** start of Given material **

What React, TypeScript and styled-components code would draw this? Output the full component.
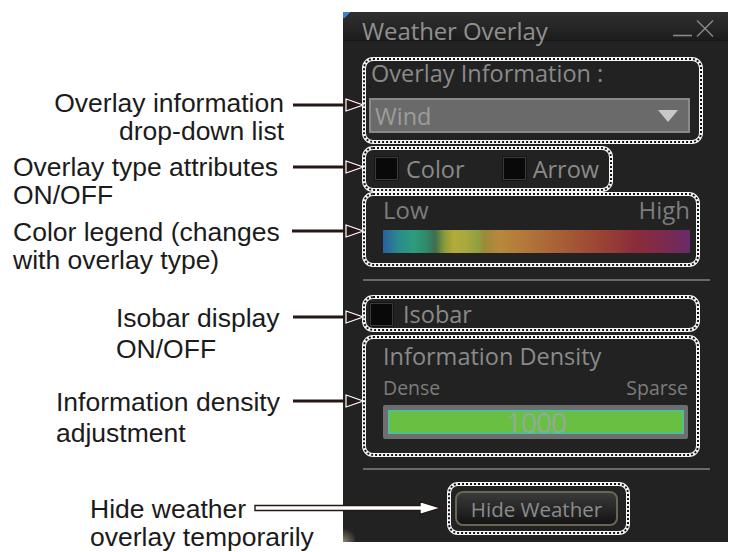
import styled, { createGlobalStyle } from 'styled-components'

const GlobalStyle = createGlobalStyle`
  html, body {
    margin: 0;
    padding: 0;
    background: #ffffff;
  }
  * {
    box-sizing: border-box;
  }
`

const Page = styled.div`
  display: flex;
  align-items: flex-start;
  width: 729px;
  height: 552px;
  overflow: hidden;
`

/* ---------- callouts on the left ---------- */

const Notes = styled.div`
  position: relative;
  z-index: 2;
  width: 343px;
  flex-shrink: 0;
  font-family: "Liberation Sans", Arial, sans-serif;
  font-size: 26.5px;
  color: #1b1b1b;
`

const Callout = styled.div<{ $mt: number; $lh: number }>`
  position: relative;
  margin-top: ${p => p.$mt}px;
  line-height: ${p => p.$lh}px;
`

const CalloutText = styled.div<{ $indent: number; $align: 'left' | 'right' }>`
  width: 284px;
  padding-left: ${p => p.$indent}px;
  text-align: ${p => p.$align};
  white-space: nowrap;
`

const ArrowSvg = styled.svg<{ $left: number; $top: number }>`
  position: absolute;
  left: ${p => p.$left}px;
  top: ${p => p.$top}px;
  overflow: visible;
`

type Note = {
  lines: string[]
  mt: number
  lh: number
  indent: number
  align: 'left' | 'right'
  from: number
  to: number
  arrowTop: number
  hollow?: boolean
}

const notes: Note[] = [
  { lines: ['Overlay information', 'drop-down list'], mt: 89, lh: 28, indent: 0, align: 'right', from: 293, to: 364, arrowTop: 9 },
  { lines: ['Overlay type attributes', 'ON/OFF'], mt: 8, lh: 28, indent: 13, align: 'left', from: 293, to: 364, arrowTop: 7 },
  { lines: ['Color legend (changes', 'with overlay type)'], mt: 9, lh: 28, indent: 13, align: 'left', from: 292, to: 364, arrowTop: 6 },
  { lines: ['Isobar display', 'ON/OFF'], mt: 29, lh: 31, indent: 116, align: 'left', from: 293, to: 364, arrowTop: 7 },
  { lines: ['Information density', 'adjustment'], mt: 22, lh: 31, indent: 56, align: 'left', from: 293, to: 364, arrowTop: 7 },
  { lines: ['Hide weather', 'overlay temporarily'], mt: 46, lh: 28, indent: 90, align: 'left', from: 255, to: 442, arrowTop: 5, hollow: true },
]

function Arrow({ from, to, top, hollow }: { from: number; to: number; top: number; hollow?: boolean }) {
  const w = to - from
  if (hollow) {
    return (
      <ArrowSvg $left={from} $top={top} width={w} height={16} viewBox={`0 0 ${w} 16`}>
        <path
          d={`M0,5.5 H${w - 22} V1.5 L${w - 1},8 L${w - 22},14.5 V10.5 H0 Z`}
          fill="#ffffff"
          stroke="#231815"
          strokeWidth={1.4}
          strokeLinejoin="miter"
        />
      </ArrowSvg>
    )
  }
  return (
    <ArrowSvg $left={from} $top={top} width={w} height={14} viewBox={`0 0 ${w} 14`}>
      <line x1={0} y1={7} x2={w - 14} y2={7} stroke="#231815" strokeWidth={3} />
      <polygon points={`${w - 18},1 ${w - 0.8},7 ${w - 18},13`} fill="#231815" stroke="#ffffff" strokeWidth={1.2} />
    </ArrowSvg>
  )
}

/* ---------- the weather overlay panel ---------- */

const Panel = styled.section`
  position: relative;
  width: 385px;
  height: 530px;
  margin-top: 12px;
  background: #222222;
  font-family: "Open Sans", "Noto Sans", sans-serif;
  color: #888888;
  display: flex;
  flex-direction: column;

  &::before {
    content: '';
    position: absolute;
    top: 0;
    left: 0;
    width: 9px;
    height: 6px;
    background: linear-gradient(135deg, #3f7fd4 50%, transparent 50%);
  }

  &::after {
    content: '';
    position: absolute;
    left: 0;
    bottom: 0;
    width: 12px;
    height: 14px;
    background: radial-gradient(circle at 0 100%, #8a8670 0, #5a5748 35%, transparent 75%);
  }
`

const TitleBar = styled.header`
  display: flex;
  align-items: flex-start;
  justify-content: space-between;
  height: 29px;
  padding: 7px 11px 0 19px;
  background: linear-gradient(#303030, #1c1c1c);
  border-bottom: 1px solid #171717;
`

const Title = styled.h1`
  margin: 0;
  font-size: 24px;
  font-weight: 400;
  line-height: 24px;
  letter-spacing: -0.1px;
  color: #909090;
  white-space: nowrap;
`

const WindowControls = styled.svg`
  margin-top: 1px;
  flex-shrink: 0;
`

const Body = styled.div`
  display: flex;
  flex-direction: column;
  padding: 16px 0 0 19px;
`

const Marked = styled.div<{ $w: number; $h: number; $mt?: number; $ml?: number }>`
  position: relative;
  width: ${p => p.$w}px;
  height: ${p => p.$h}px;
  margin-top: ${p => p.$mt ?? 0}px;
  margin-left: ${p => p.$ml ?? 0}px;
  border: 4px solid #f3f3f3;
  border-radius: 11px;

  &::after {
    content: '';
    position: absolute;
    inset: -3px;
    border: 2px dotted #141414;
    border-radius: 10px;
    pointer-events: none;
  }
`

const InfoGroup = styled(Marked)`
  padding: 0 0 0 5px;
`

const TypeGroup = styled(Marked)`
  display: flex;
  align-items: center;
  padding: 0 0 1px 9px;
`

const LegendGroup = styled(Marked)`
  padding: 2px 6px 0 17px;
`

const IsobarGroup = styled(Marked)`
  display: flex;
  align-items: center;
  padding: 1px 0 0 4px;
`

const DensityGroup = styled(Marked)`
  padding: 5px 8px 0 17px;
`

const HideGroup = styled(Marked)`
  display: flex;
  align-items: center;
  justify-content: center;
`

const FieldLabel = styled.div`
  font-size: 23.5px;
  line-height: 24px;
  color: #8a8a8a;
  white-space: nowrap;
`

const Dropdown = styled.div`
  display: flex;
  align-items: center;
  justify-content: space-between;
  width: 321px;
  height: 35px;
  margin: 13px 0 0 -2px;
  padding: 0 10px 0 4px;
  background: #6a6a6a;
  border: 2px solid #898989;
  font-size: 23.5px;
  color: #9d9d9d;
`

const Check = styled.span<{ $ml?: number }>`
  display: inline-block;
  flex-shrink: 0;
  width: 23px;
  height: 23px;
  margin-left: ${p => p.$ml ?? 0}px;
  background: #090909;
  border: 1px solid #3b3b3b;
  box-shadow: 0 0 0 1px #141414;
`

const CheckText = styled.span<{ $ml: number }>`
  margin-left: ${p => p.$ml}px;
  font-size: 23.5px;
  line-height: 24px;
  color: #8a8a8a;
`

const RangeLabels = styled.div<{ $size: number; $mt?: number }>`
  display: flex;
  justify-content: space-between;
  margin-top: ${p => p.$mt ?? 0}px;
  font-size: ${p => p.$size}px;
  line-height: ${p => Math.round(p.$size)}px;
  color: #7c7c7c;
`

const ColorBar = styled.div`
  width: 307px;
  height: 23px;
  margin-top: 8px;
  background: linear-gradient(
    to right,
    #2a5e9c 0%,
    #2b8a8e 5%,
    #2c9d7c 10%,
    #2f8a6a 14%,
    #3e6e4e 17%,
    #8a9a3c 20%,
    #b4aa3a 23%,
    #a8a93e 27%,
    #8fa040 31%,
    #9a8a3a 33%,
    #b8883c 38%,
    #b47a3a 45%,
    #a96336 56%,
    #9b4634 70%,
    #8c2c3a 82%,
    #7d2a4c 91%,
    #6a2a68 100%
  );
`

const Divider = styled.hr<{ $mt: number }>`
  width: 347px;
  height: 2px;
  margin: ${p => p.$mt}px 0 0 1px;
  border: none;
  background: #6a6a6a;
`

const Slider = styled.div`
  width: 305px;
  height: 34px;
  margin-top: 7px;
  padding: 5px 4px 5px 5px;
  background: #6e6e6e;
  border-radius: 2px;
`

const SliderFill = styled.div`
  display: flex;
  align-items: center;
  justify-content: center;
  height: 100%;
  background: #68bf42;
  border: 1.5px solid #36c2d6;
  font-size: 28px;
  letter-spacing: -1px;
  line-height: 22px;
  color: #93aa9c;
`

const HideButton = styled.button`
  display: flex;
  align-items: center;
  justify-content: center;
  width: 163px;
  height: 35px;
  margin-left: -4px;
  padding: 0;
  border: 2px solid #6a6550;
  border-radius: 8px;
  background: linear-gradient(#3a3a3a, #141414);
  font-family: "Open Sans", "Noto Sans", sans-serif;
  font-size: 20.5px;
  color: #8c8c8c;
`

function WeatherPanel() {
  return (
    <Panel>
      <TitleBar>
        <Title>Weather Overlay</Title>
        <WindowControls width={44} height={20} viewBox="0 0 44 20">
          <line x1={0} y1={15.5} x2={19} y2={15.5} stroke="#8a8a8a" strokeWidth={1.6} />
          <line x1={24} y1={0.5} x2={40} y2={16.5} stroke="#8a8a8a" strokeWidth={1.4} />
          <line x1={40} y1={0.5} x2={24} y2={16.5} stroke="#8a8a8a" strokeWidth={1.4} />
        </WindowControls>
      </TitleBar>
      <Body>
        <InfoGroup $w={341} $h={87}>
          <FieldLabel>Overlay Information :</FieldLabel>
          <Dropdown>
            <span>Wind</span>
            <svg width={20} height={12} viewBox="0 0 20 12">
              <polygon points="0,0 20,0 10,12" fill="#c9c9c9" />
            </svg>
          </Dropdown>
        </InfoGroup>

        <TypeGroup $w={251} $h={46} $mt={2}>
          <Check />
          <CheckText $ml={8}>Color</CheckText>
          <Check $ml={38} />
          <CheckText $ml={7}>Arrow</CheckText>
        </TypeGroup>

        <LegendGroup $w={338} $h={75}>
          <RangeLabels $size={24}>
            <span>Low</span>
            <span>High</span>
          </RangeLabels>
          <ColorBar />
        </LegendGroup>

        <Divider $mt={12} />

        <IsobarGroup $w={338} $h={37} $mt={14}>
          <Check />
          <CheckText $ml={10}>Isobar</CheckText>
        </IsobarGroup>

        <DensityGroup $w={338} $h={122} $mt={3}>
          <FieldLabel>Information Density</FieldLabel>
          <RangeLabels $size={19.5} $mt={10}>
            <span>Dense</span>
            <span>Sparse</span>
          </RangeLabels>
          <Slider>
            <SliderFill>1000</SliderFill>
          </Slider>
        </DensityGroup>

        <Divider $mt={11} />

        <HideGroup $w={183} $h={53} $mt={12} $ml={85}>
          <HideButton>Hide Weather</HideButton>
        </HideGroup>
      </Body>
    </Panel>
  )
}

export default function App() {
  return (
    <Page>
      <GlobalStyle />
      <Notes>
        {notes.map(n => (
          <Callout key={n.lines[0]} $mt={n.mt} $lh={n.lh}>
            <CalloutText $indent={n.indent} $align={n.align}>
              {n.lines.map(l => (
                <div key={l}>{l}</div>
              ))}
            </CalloutText>
            <Arrow from={n.from} to={n.to} top={n.arrowTop} hollow={n.hollow} />
          </Callout>
        ))}
      </Notes>
      <WeatherPanel />
    </Page>
  )
}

** end of Given material **

■ **Given exercise**
Find every line that holds "components" and copy it.

■ **Exercise response**
What React, TypeScript and styled-components code would draw this? Output the full component.
import styled, { createGlobalStyle } from 'styled-components'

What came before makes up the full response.